UNICEF Executive Director Henrietta Fore on Monday broke inspiring news ahead of Mahatma Gandhis 150th birth year that India has driven the greatest increase in the use of toilets in South Asia "at any time in history" over the last decade with over 240 million people using them after abandoning open defecation.
The biggest contribution in this progress was by India with as many as 86 million rural households since 2014 having gained access to toilets for the first time. "Five lakh villages and hundreds of districts and 21 states and union territories are now open-defecation free," said Fore, who is on her maiden visit to India.
She was delivering the keynote address at the Mahatma Gandhi International Sanitation Convention. As many as 70 countries are participating in the four-day event, which began at the Pravasi Bharatiya Kendra in New Delhi, on September 30.

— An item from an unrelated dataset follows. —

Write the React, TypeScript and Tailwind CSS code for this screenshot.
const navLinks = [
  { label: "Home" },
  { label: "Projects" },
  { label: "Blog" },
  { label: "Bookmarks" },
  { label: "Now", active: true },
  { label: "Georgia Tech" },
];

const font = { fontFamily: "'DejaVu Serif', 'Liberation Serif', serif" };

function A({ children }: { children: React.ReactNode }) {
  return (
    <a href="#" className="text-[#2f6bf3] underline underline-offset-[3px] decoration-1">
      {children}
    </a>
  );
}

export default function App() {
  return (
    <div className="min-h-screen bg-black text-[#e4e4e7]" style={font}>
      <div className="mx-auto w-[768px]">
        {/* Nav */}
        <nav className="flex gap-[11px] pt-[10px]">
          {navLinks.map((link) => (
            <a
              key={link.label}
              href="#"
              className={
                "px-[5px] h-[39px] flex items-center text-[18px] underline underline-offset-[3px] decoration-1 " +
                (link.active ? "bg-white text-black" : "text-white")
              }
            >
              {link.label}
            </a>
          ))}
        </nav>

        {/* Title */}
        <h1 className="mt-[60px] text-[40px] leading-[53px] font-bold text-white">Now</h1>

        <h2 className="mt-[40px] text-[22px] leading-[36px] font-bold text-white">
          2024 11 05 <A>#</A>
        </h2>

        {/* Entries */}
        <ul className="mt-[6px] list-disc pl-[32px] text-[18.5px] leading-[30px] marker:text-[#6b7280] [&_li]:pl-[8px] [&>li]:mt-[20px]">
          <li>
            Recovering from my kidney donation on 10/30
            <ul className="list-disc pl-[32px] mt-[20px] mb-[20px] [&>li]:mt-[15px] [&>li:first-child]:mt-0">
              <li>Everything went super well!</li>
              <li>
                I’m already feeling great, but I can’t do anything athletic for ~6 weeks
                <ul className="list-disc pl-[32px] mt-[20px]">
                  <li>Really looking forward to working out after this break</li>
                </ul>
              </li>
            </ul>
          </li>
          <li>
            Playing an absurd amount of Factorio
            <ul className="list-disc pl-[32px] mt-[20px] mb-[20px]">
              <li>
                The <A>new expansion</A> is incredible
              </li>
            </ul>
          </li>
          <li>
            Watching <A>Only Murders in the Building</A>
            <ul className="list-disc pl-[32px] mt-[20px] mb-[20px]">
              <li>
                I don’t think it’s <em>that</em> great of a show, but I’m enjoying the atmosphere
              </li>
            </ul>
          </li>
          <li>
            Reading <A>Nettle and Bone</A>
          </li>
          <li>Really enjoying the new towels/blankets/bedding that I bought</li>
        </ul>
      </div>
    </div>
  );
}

The UNICEF chief said the overall progress made by several countries was inspiring. "We're also seeing rapid results in Indonesia, Ethiopia, Nepal and Cambodia - all on track to eliminating open defecation by 2030. Or even earlier," she pointed out.
"Or Nigeria, Kenya, Niger, Burkina Faso, Togo and Mozambique - all have national roadmaps to deliver total access to sanitation, no matter where people live, no matter how distant or hard-to-reach their community might be," Fore noted with satisfaction.

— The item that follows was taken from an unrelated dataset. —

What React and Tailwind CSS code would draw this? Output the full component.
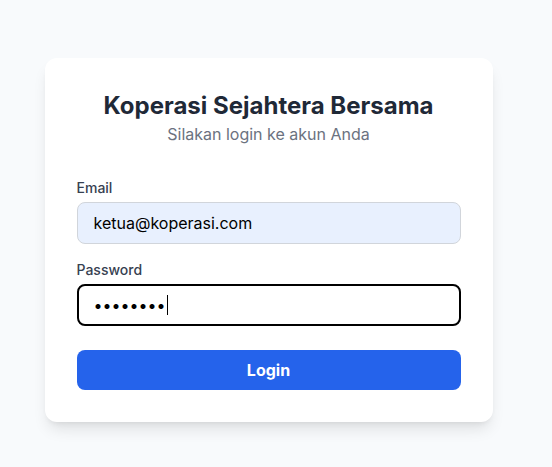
export default function App() {
  return (
    <div
      className="flex min-h-screen justify-center bg-[#f8fafc] pt-[58px] pr-[15px]"
      style={{ fontFamily: 'Inter, "Noto Sans", sans-serif' }}
    >
      <div className="h-fit w-[448px] rounded-xl bg-white p-8 shadow-lg">
        <div className="mb-8 text-center">
          <h1 className="text-2xl font-bold text-[#1f2937]">Koperasi Sejahtera Bersama</h1>
          <p className="text-base text-[#6b7280]">Silakan login ke akun Anda</p>
        </div>

        <form onSubmit={(e) => e.preventDefault()}>
          <div className="mb-4">
            <label className="mb-1 block text-sm font-medium text-[#374151]">Email</label>
            <input
              className="block h-[42px] w-full rounded-lg border border-[#d1d5db] bg-[#e8f0fe] px-4 text-base text-black outline-none"
              defaultValue="ketua@koperasi.com"
              readOnly
              type="email"
            />
          </div>

          <div>
            <label className="mb-1 block text-sm font-medium text-[#374151]">Password</label>
            <div className="flex h-[42px] w-full items-center rounded-lg border-2 border-black bg-white px-[15px] text-base text-black">
              <span>••••••••</span>
              <span className="ml-[1px] h-[20px] w-px bg-black" />
            </div>
          </div>

          <button
            className="mt-6 h-10 w-full rounded-lg bg-[#2563eb] text-base font-bold text-white"
            type="submit"
          >
            Login
          </button>
        </form>
      </div>
    </div>
  );
}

In all, since 1990, 2.1 billion people globally have gained access to improved sanitation facilities. "A great result. One that improves health and nutrition outcomes for children, empowers women, boosts economic prosperity and growth for entire nations," Fore said.
The UNICEF chief, however, warned that this was still no time to celebrate.
"As we mark this progress, we must face a difficult fact: without urgent acceleration of our efforts, many countries will not reach the 2030 goal of sanitation for all.
"Especially when one in three people - 2.3 billion in all - still lack even a basic sanitation service. When 12 per cent of the world's population still practices open defecation. Or when nearly one quarter of all schools worldwide lack basic sanitation - risking the health and the lives of over 620 million children," she said.
"This is obviously a tragedy for the people affected. The children in rural areas or urban slums who have no choice but to practise open defecation because their communities lack basic services. Those who risk poor health and disease. Those children who are stunted by malnutrition in the earliest years. Or the girls who are denied an education because their schools lack separate toilets, or proper sanitation."
As always, the poorest and most disadvantaged are hardest hit. Lack of sanitation unfairly puts them at greater risk of disease and even death. "We also know that 90 per cent of those still practicing open defecation around the world live in 26 specific countries."
Fore said besides the human and social costs of poor sanitation, there was a huge economic cost involved. "According to the World Bank, poor sanitation results in an estimated global GDP loss of $260 billion annually, because of health costs and productivity losses."
She said the benefits of improved sanitation were significant.
"A recent study by the government of India found that within open-defecation free environments, households can save up to 50,000 rupees per year thanks to medical costs averted and time saved."
She announced that UNICEF had evolved "a specific, time-bound target: by 2021, our goal is to have 250 million fewer people practicing open defecation. This means improving sanitation in all the countries where we work - and we're committed to this."